In a year that was capped with a World Series Championship, the Red Sox were very successful in using their team’s strengths to create a nearly unbreakable bond between their fans and team members–an ultimate goal within sports marketing. From the bearded brotherhood to Jonny Gomes emptying the quiver against the Rays in the divisional series of the playoffs, to that special game played after the Boston Marathon, that team was easy to love. Their on-field performance, up-beat off-field attitude and comradery was something fans couldn’t get enough of. Red Sox fans crave players that they can stand behind, not just players that perform well. They want players who want to win at all costs and that defined the 2013 Red Sox. The job of the marketing department was made easy.

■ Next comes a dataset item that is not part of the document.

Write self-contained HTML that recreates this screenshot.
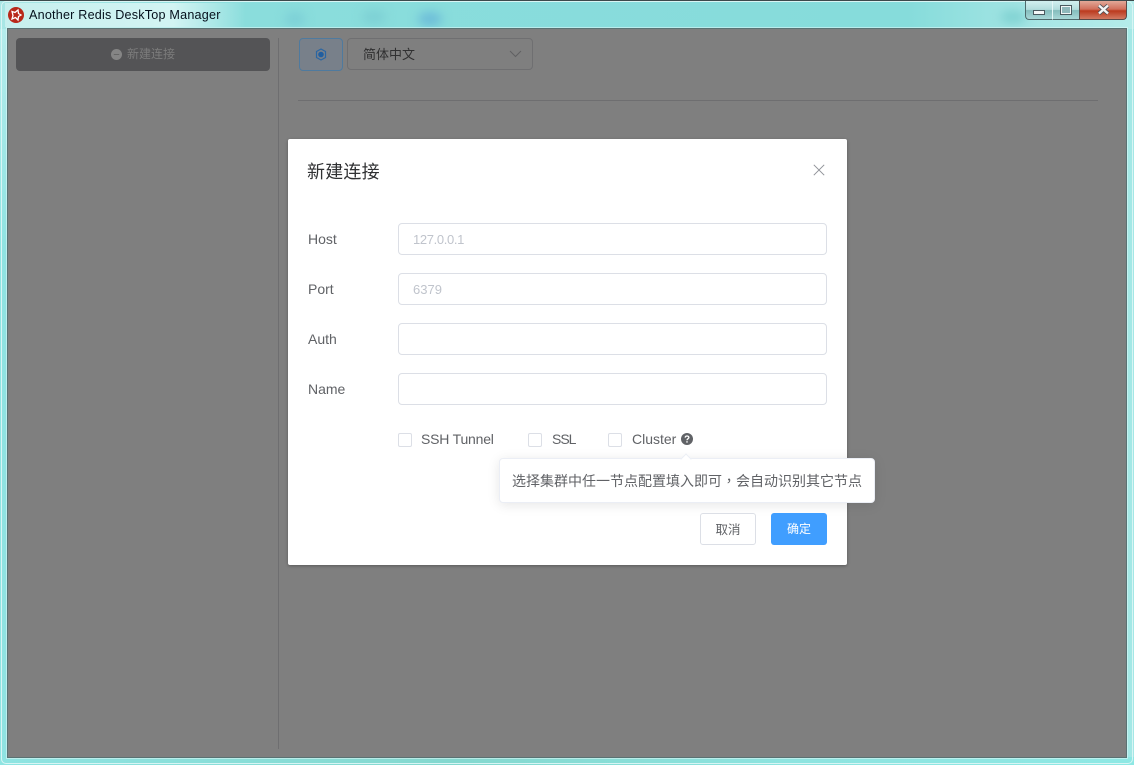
<!DOCTYPE html>
<html><head><meta charset="utf-8"><style>
*{box-sizing:border-box}
html,body{margin:0;padding:0;width:1134px;height:765px;overflow:hidden;background:#8ee6e3;font-family:"Liberation Sans","Noto Sans CJK SC",sans-serif}
.a{position:absolute}
.t{white-space:nowrap;line-height:20px}
.inp{position:absolute;left:398px;width:429px;height:32px;border:1px solid #dcdfe6;border-radius:4px;background:#fff;font-size:13px;line-height:31px;padding-left:14px;color:#c0c4cc}
.lb{position:absolute;left:308px;font-size:14px;line-height:20px;color:#606266}
.cb{position:absolute;top:433px;width:14px;height:14px;border:1px solid #dcdfe6;border-radius:2px;background:#fff}
.cl{position:absolute;top:429px;font-size:14px;line-height:20px;color:#606266;white-space:nowrap}
.b{position:absolute;filter:blur(5px);border-radius:50%}
</style></head><body>
<div class="a" style="left:0;top:0;width:1134px;height:29px;background:linear-gradient(90deg,#a9e6e5 0,#8adddc 22%,#86dcdb 80%,#a8e6e5 92%,#b4ecea 100%)"></div>
<div class="a" style="left:0;top:29px;width:8px;height:736px;background:linear-gradient(#b4ecec,#8fe3e2 30%,#8fe3e2)"></div>
<div class="a" style="left:1126px;top:29px;width:8px;height:736px;background:#a4e8e6"></div>
<div class="a" style="left:0;top:757px;width:1134px;height:8px;background:linear-gradient(90deg,#8fe4e2,#84d8cf 40%,#8ee4e0 70%,#8ee8e4)"></div>
<div class="a" style="left:0;top:0;width:1134px;height:1px;background:#3c4a4c"></div>
<div class="a" style="left:1px;top:1px;width:1132px;height:763px;border:1px solid #d8f5f4;border-radius:5px"></div>
<div class="a" style="left:5px;top:3px;width:240px;height:24px;background:linear-gradient(90deg,#c6efee,#d2f4f3 70%,rgba(190,240,240,0));"></div>
<div class="b" style="left:285px;top:12px;width:20px;height:14px;background:#7ccfd6"></div>
<div class="b" style="left:362px;top:10px;width:24px;height:14px;background:#7dd0d4"></div>
<div class="b" style="left:418px;top:12px;width:24px;height:14px;background:#6cbcd8"></div>
<div class="b" style="left:1000px;top:10px;width:26px;height:14px;background:#80d2d2"></div>
<svg class="a" style="left:8px;top:7px" width="16" height="16" viewBox="0 0 16 16"><circle cx="8" cy="8" r="8" fill="#b8281a"/><path d="M4 4.5L7 5.5L10 3L10.5 6.5L13 8L10.5 9.5L10 13L7.5 10.5L4 12L5 8.5Z" fill="none" stroke="#fff" stroke-width="1.3"/></svg>
<div class="a t" style="left:29px;top:5px;font-size:12.6px;letter-spacing:.21px;color:#05101c">Another Redis DeskTop Manager</div>

<div class="a" style="left:1025px;top:1px;width:27px;height:19px;background:linear-gradient(#d2efef 0,#b2dcdc 48%,#84bcbc 52%,#a8d8d8 100%);border:1px solid #4e6a6c;border-top:0;border-right:0;border-radius:0 0 0 4px"></div>
<div class="a" style="left:1052px;top:1px;width:27px;height:19px;background:linear-gradient(#d2efef 0,#b2dcdc 48%,#84bcbc 52%,#a8d8d8 100%);border-left:1px solid #e4f6f6;border-bottom:1px solid #4e6a6c"></div>
<div class="a" style="left:1079px;top:1px;width:48px;height:19px;background:linear-gradient(#e2a898 0,#d0705c 45%,#bb3a1e 55%,#d27a62 100%);border:1px solid #5a4a48;border-top:0;border-radius:0 0 4px 0"></div>
<div class="a" style="left:1033px;top:10px;width:12px;height:5px;background:#f4f8f8;border:1px solid #4a5a60"></div>
<div class="a" style="left:1060px;top:5px;width:12px;height:10px;background:#8fb8bb;border:2px solid #f2f6f6;outline:1px solid #4a5a60;outline-offset:-1px"></div>
<svg class="a" style="left:1097px;top:4px" width="13" height="11" viewBox="0 0 13 11"><path d="M2 1.5L11 9.5M11 1.5L2 9.5" stroke="#4a5056" stroke-width="4"/><path d="M2 1.5L11 9.5M11 1.5L2 9.5" stroke="#f4f4f4" stroke-width="2.4"/></svg>

<div class="a" style="left:7px;top:28px;width:1120px;height:730px;background:#7f7f7f;border:1px solid #5a7273;box-shadow:0 0 0 1px rgba(225,250,250,.55)"></div>

<div class="a" style="left:16px;top:38px;width:254px;height:33px;background:#545456;border-radius:4px"></div>
<svg class="a" style="left:111px;top:49px" width="11" height="11" viewBox="0 0 11 11"><circle cx="5.5" cy="5.5" r="5.5" fill="#858585"/><path d="M2.8 5.5H8.2" stroke="#666" stroke-width="1"/></svg>
<div class="a t" style="left:127px;top:44px;font-size:12px;color:#7c7c7c">新建连接</div>
<div class="a" style="left:278px;top:38px;width:1px;height:711px;background:#6e6e70"></div>

<div class="a" style="left:299px;top:38px;width:44px;height:33px;background:#78808a;border:1px solid #4f7a9e;border-radius:4px"></div>
<svg class="a" style="left:315px;top:48px" width="12" height="13" viewBox="0 0 12 13"><path d="M6 1L10.5 3.5V9.5L6 12L1.5 9.5V3.5Z" fill="none" stroke="#2b66a3" stroke-width="1.2"/><circle cx="6" cy="6.5" r="2.8" fill="#205ea0"/></svg>
<div class="a" style="left:347px;top:38px;width:186px;height:32px;border:1px solid #6f6f71;border-radius:4px"></div>
<div class="a t" style="left:363px;top:45px;font-size:13px;color:#303031">简体中文</div>
<svg class="a" style="left:509px;top:50px" width="13" height="8" viewBox="0 0 13 8"><path d="M1 1L6.5 6.5L12 1" fill="none" stroke="#606062" stroke-width="1"/></svg>
<div class="a" style="left:298px;top:100px;width:800px;height:1px;background:#6e6e70"></div>

<div class="a" style="left:288px;top:139px;width:559px;height:426px;background:#fff;border-radius:2px;box-shadow:0 1px 3px rgba(0,0,0,.3)"></div>
<div class="a t" style="left:307px;top:162px;font-size:18px;letter-spacing:.2px;color:#303133">新建连接</div>
<svg class="a" style="left:813px;top:164px" width="12" height="12" viewBox="0 0 12 12"><path d="M.8.8L11.2 11.2M11.2.8L.8 11.2" stroke="#909399" stroke-width="1"/></svg>

<div class="lb" style="top:229px">Host</div><div class="inp" style="top:223px;letter-spacing:-.35px">127.0.0.1</div>
<div class="lb" style="top:279px">Port</div><div class="inp" style="top:273px">6379</div>
<div class="lb" style="top:329px">Auth</div><div class="inp" style="top:323px"></div>
<div class="lb" style="top:379px">Name</div><div class="inp" style="top:373px"></div>

<div class="cb" style="left:398px"></div><div class="cl" style="left:421px;letter-spacing:-.2px">SSH Tunnel</div>
<div class="cb" style="left:528px"></div><div class="cl" style="left:552px;letter-spacing:-1px">SSL</div>
<div class="cb" style="left:608px"></div><div class="cl" style="left:632px">Cluster</div>
<svg class="a" style="left:681px;top:433px" width="12" height="12" viewBox="0 0 12 12"><circle cx="6" cy="6" r="6" fill="#606266"/><path d="M4.2 4.6C4.2 3.5 5 3 6 3S7.9 3.6 7.9 4.5C7.9 5.7 6 5.7 6 7.2" fill="none" stroke="#fff" stroke-width="1.3"/><rect x="5.3" y="8.2" width="1.4" height="1.4" fill="#fff"/></svg>

<div class="a" style="left:499px;top:458px;width:376px;height:45px;background:#fff;border:1px solid #ebeef5;border-radius:4px;box-shadow:0 2px 12px rgba(0,0,0,.1)"></div>
<div class="a" style="left:682px;top:455px;width:8px;height:8px;background:#fff;transform:rotate(45deg);border-left:1px solid #ebeef5;border-top:1px solid #ebeef5"></div>
<div class="a t" style="left:512px;top:471px;font-size:14px;color:#606266">选择集群中任一节点配置填入即可<span style="font-family:'Noto Sans CJK TC',sans-serif">，</span>会自动识别其它节点</div>

<div class="a" style="left:700px;top:513px;width:56px;height:32px;background:#fff;border:1px solid #dcdfe6;border-radius:3px;font-size:12.5px;line-height:32px;text-align:center;color:#606266">取消</div>
<div class="a" style="left:771px;top:513px;width:56px;height:32px;background:#409eff;border-radius:3px;font-size:12px;line-height:33px;text-align:center;color:#fff">确定</div>
</body></html>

Turn the clock forward nearly nine months, and many of the faces that made 2013 the year it was are now gone. What accompanies those departures is everything that the 2013 Red Sox stood for and the meaning attached to them. No longer are the days of growing insane beards or punting helmets after hitting a walk off homerun. And most importantly for a marketer, no longer does that same bond exist between fans and the team. Surely fans will still love and support the team, but the reason they do and/or how much they do are certain to change.

Throughout the 2013 season, fans felt connected to the team because the entire organization was able to express the personality of each individual player and the team as a whole. Now one of the Red Sox’s best players who bats in the middle of their lineup is a player who grew up far from Fenway Park in Cuba and who has a translator aid him during press conferences. This is not to say Yoneis Cespedes will never have a place in Red Sox fans’ hearts, but cultivating that will require a lot of hard work on the part of the marketing department and himself. The team sits in somewhat of a state of marketing limbo, where they really can’t be defined as anything while the adjusting to the new personalities and departed favorites. The situation the Red Sox face demonstrates just how tough the job of sports marketing can be. However, a decorated sports marketer is able to always adjust to new times and create a new bond. If the Red Sox have ever been consistently good at anything, it’s been their marketing–so there’s no reason to expect any differently now.